United States of America Plaintiff-Appellee v. Dirk Notman Defendant-Appellant
After reserving the right to challenge the search warrant, Dirk Notman pled guilty to one count of possession of child pornography in violation of 18 U.S.C. §§ 2252(a)(4)(B) and 2252(b)(2). Notman appeals the district court's 2 denial of his motion to suppress, arguing the search warrant application and affidavit did not establish probable cause. Notman also argues the district court abused its discretion in imposing restrictive supervised release conditions relating to the use and possession of computers and cameras. We have jurisdiction under 28 U.S.C. § 1291 and affirm.
I. Search Warrant
We first address Notman's challenge to the search warrant. Notman contends the search warrant application and affidavit did not establish probable cause within its four corners, and the district court made factual errors and drew impermissible inferences in denying his motion to suppress. The affidavit, in summary, provided the following information:
In October 2010, the United States Postal Inspection Service (“USPIS”) and the Toronto Police Service began investigating a movie production company called the Toronto Company located in Toronto, Canada. After accessing the company's website, reviewing film previews and movie summaries looking at customer ordering information, conducting controlled purchases of DVDs, and executing a search warrant on the company's business premises on May 1, 2011, law enforcement officers determined that many of the DVDs for sale, while marketed as “naturist films from around the world”, included the exhibition of nude minors' genitals. At the time of the search warrant application, the Toronto Company and its two operating principals were being prosecuted in Canada for child exploitation offenses, including the production and distribution of child pornography.

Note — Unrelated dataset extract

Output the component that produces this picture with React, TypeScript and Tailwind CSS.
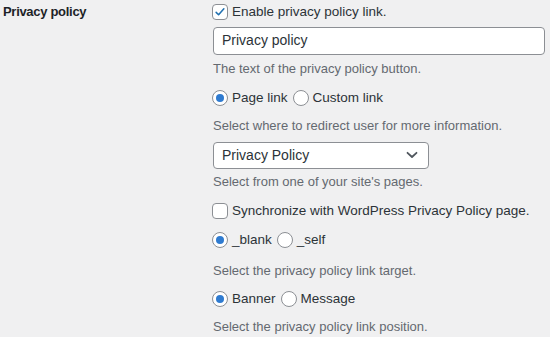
const Check = ({ checked }: { checked?: boolean }) => (
  <span className="w-4 h-4 rounded-[4px] border border-[#8c8f94] bg-white flex items-center justify-center shrink-0">
    {checked && (
      <svg width="14" height="14" viewBox="0 0 20 20" fill="none">
        <path d="M4.5 10.5l3.5 3.5 7.5-8.5" stroke="#2271b1" strokeWidth="2.2" strokeLinecap="round" strokeLinejoin="round" />
      </svg>
    )}
  </span>
);

const Radio = ({ checked }: { checked?: boolean }) => (
  <span className="w-4 h-4 rounded-full border border-[#8c8f94] bg-white flex items-center justify-center shrink-0">
    {checked && <span className="w-2 h-2 rounded-full bg-[#2f7bd0]" />}
  </span>
);

const RadioGroup = ({ options }: { options: { label: string; checked?: boolean }[] }) => (
  <div className="flex items-center h-4 gap-[5px] text-[13.5px] text-[#2c3338]">
    {options.map((o) => (
      <label key={o.label} className="flex items-center gap-[4px]">
        <Radio checked={o.checked} />
        <span className="leading-4">{o.label}</span>
      </label>
    ))}
  </div>
);

const Desc = ({ children, className = "" }: { children: React.ReactNode; className?: string }) => (
  <p className={`h-5 leading-5 text-[13px] text-[#646970] pl-[1px] ${className}`}>{children}</p>
);

export default function App() {
  return (
    <div className="w-[550px] h-[337px] bg-[#f0f0f1] overflow-hidden flex font-['Liberation_Sans',Arial,sans-serif]">
      {/* label column */}
      <div className="w-[212px] shrink-0 pl-[3px] pt-[4px]">
        <p className="text-[13px] font-bold tracking-[-0.3px] text-[#1d2327] leading-4">Privacy policy</p>
      </div>

      {/* fields */}
      <div className="flex-1 flex flex-col">
        <label className="mt-[4px] h-4 flex items-center gap-[4px] text-[13.5px] text-[#2c3338]">
          <Check checked />
          <span>Enable privacy policy link.</span>
        </label>

        <div className="mt-[7px] ml-[1px] w-[332px] h-[28px] rounded-[4px] border border-[#8c8f94] bg-white flex items-center px-[8px] text-[14px] text-[#2c3338]">
          Privacy policy
        </div>
        <Desc className="mt-[4px]">The text of the privacy policy button.</Desc>

        <div className="mt-[11px]">
          <RadioGroup options={[{ label: "Page link", checked: true }, { label: "Custom link" }]} />
        </div>
        <Desc className="mt-[10px]">Select where to redirect user for more information.</Desc>

        <div className="mt-[6px] ml-[1px] w-[216px] h-[28px] rounded-[4px] border border-[#8c8f94] bg-white flex items-center justify-between pl-[8px] pr-[10px] text-[14px] text-[#2c3338]">
          <span>Privacy Policy</span>
          <svg width="12" height="8" viewBox="0 0 12 8" fill="none">
            <path d="M1.5 1.8l4.5 4.2 4.5-4.2" stroke="#50575e" strokeWidth="1.8" strokeLinecap="round" strokeLinejoin="round" />
          </svg>
        </div>
        <Desc className="mt-[3px]">Select from one of your site's pages.</Desc>

        <label className="mt-[11px] h-4 flex items-center gap-[4px] text-[13.5px] text-[#2c3338]">
          <Check />
          <span>Synchronize with WordPress Privacy Policy page.</span>
        </label>

        <div className="mt-[13px]">
          <RadioGroup options={[{ label: "_blank", checked: true }, { label: "_self" }]} />
        </div>
        <Desc className="mt-[13px]">Select the privacy policy link target.</Desc>

        <div className="mt-[10px]">
          <RadioGroup options={[{ label: "Banner", checked: true }, { label: "Message" }]} />
        </div>
        <Desc className="mt-[10px]">Select the privacy policy link position.</Desc>
      </div>
    </div>
  );
}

USPIS reviewed records from the Toronto Company's customer database and located a customer, Dirk H. Notman, who made five purchases between September 2010 and October 2010 for a total of 12 DVDs and downloads. Notman used 902 2nd Ave. S. as his billing and shipping address, and included an email address. One of the DVDs Notman purchased was entitled Vladik's Remembered Vol. 1. The DVD was advertised as a compilation of Vladik's nudist scenes over the last four years from seven of Vladik's movies and was described as a celebration of Vladik turning 18 years old. The United States Postal Inspector applying for the search warrant was aware that this DVD depicted nude, minor boys engaged in various activities, including swimming, eating, dancing, showering, gymnastics, playing ping pong, and exercising. The Postal Inspector, based upon her knowledge, training, and experience, determined the film intended to elicit a sexual response in the viewer and involved the lascivious exhibition of minors' genitals or pubic area.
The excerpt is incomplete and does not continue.